I’m going to conclude this survey with one of the most
maligned films of recent years: M. Night Shyamalan’s LADY IN THE
WATER. It’s probably pointless decrying the negative reviews the
film got, as it was made a laughing stock before it was even released
(hearing director Ivan Reitman blithely put it down on the Howard Stern
Show was particularly galling--it came out the same week as Reitman’s MY
SUPER EX-GIRLFRIEND, and we know what a masterpiece that was).
The shocking truth, however, is that THE LADY IN THE WATER, while
undeniably flawed, isn’t that bad. Matter of fact it’s actually pretty
good.
It features Paul Giamatti as a janitor becoming
involved with a water nymph (Bryce Dallas Howard) who appears in his
apartment swimming pool. M. Night contributes superbly atmospheric
direction, creating a fairy tale ambiance more vivid and atmospheric
than those of most straight fantasy films.
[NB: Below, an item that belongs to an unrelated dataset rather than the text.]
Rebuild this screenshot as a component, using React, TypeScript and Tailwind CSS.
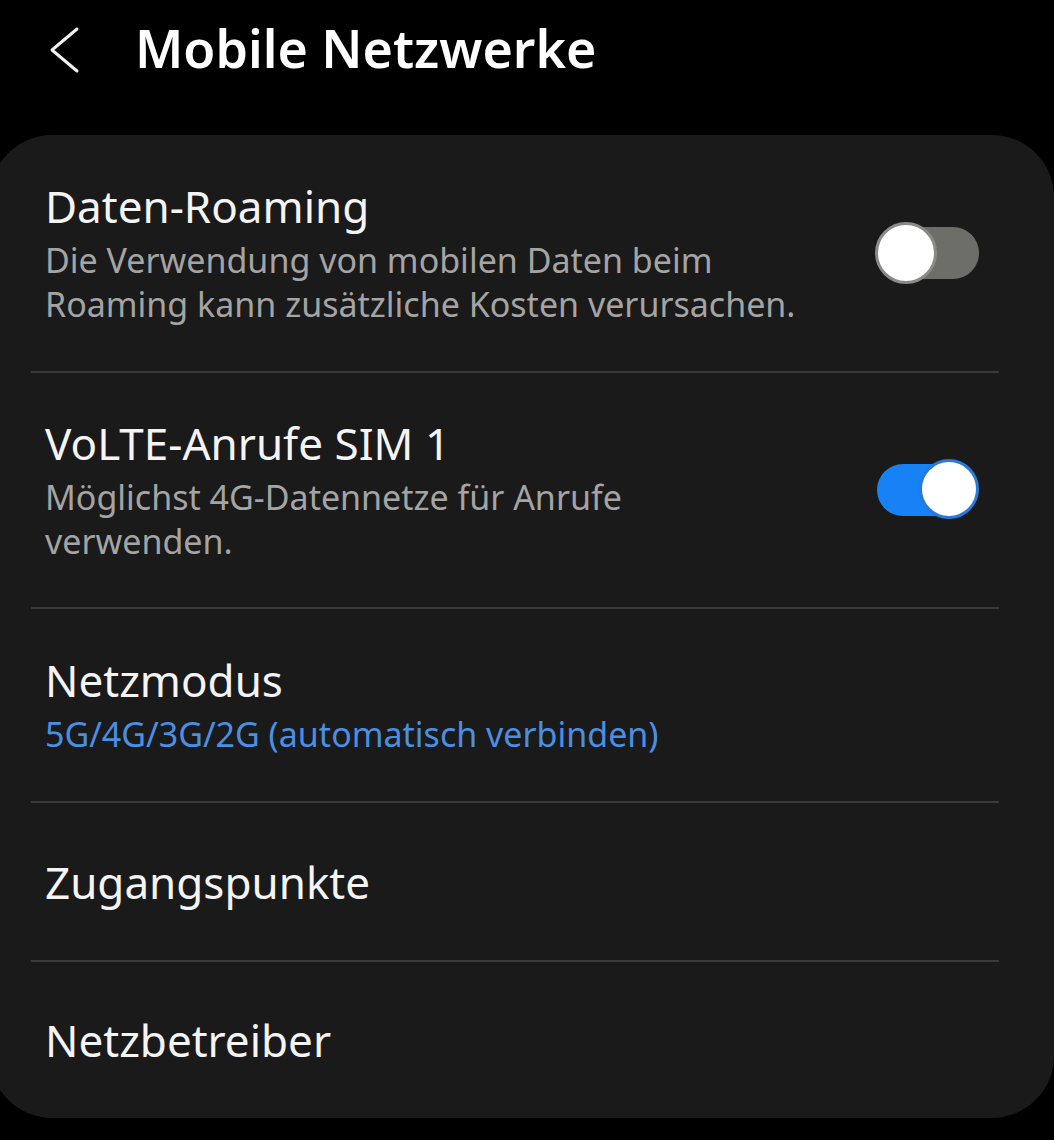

Far less enchanting is the script. Shyamalan may have
begun his career as a screenwriter, but he’s a far better director than
he is a scribe. His deficiencies are painfully evident in this film’s
wonky narrative, particularly during the second half, as Giamatti and
his fellow tenants try to make sense of an Oriental fairy tale (actually
a bedtime story Shyamalan told his kids) that has so many twists, turns
and misdirections I lost interest after awhile. But I wouldn’t have
missed this movie for anything, and neither should you. THE LADY IN THE
WATER, like the other films outlined above, may be near-universally
disliked, but that will change. Just wait!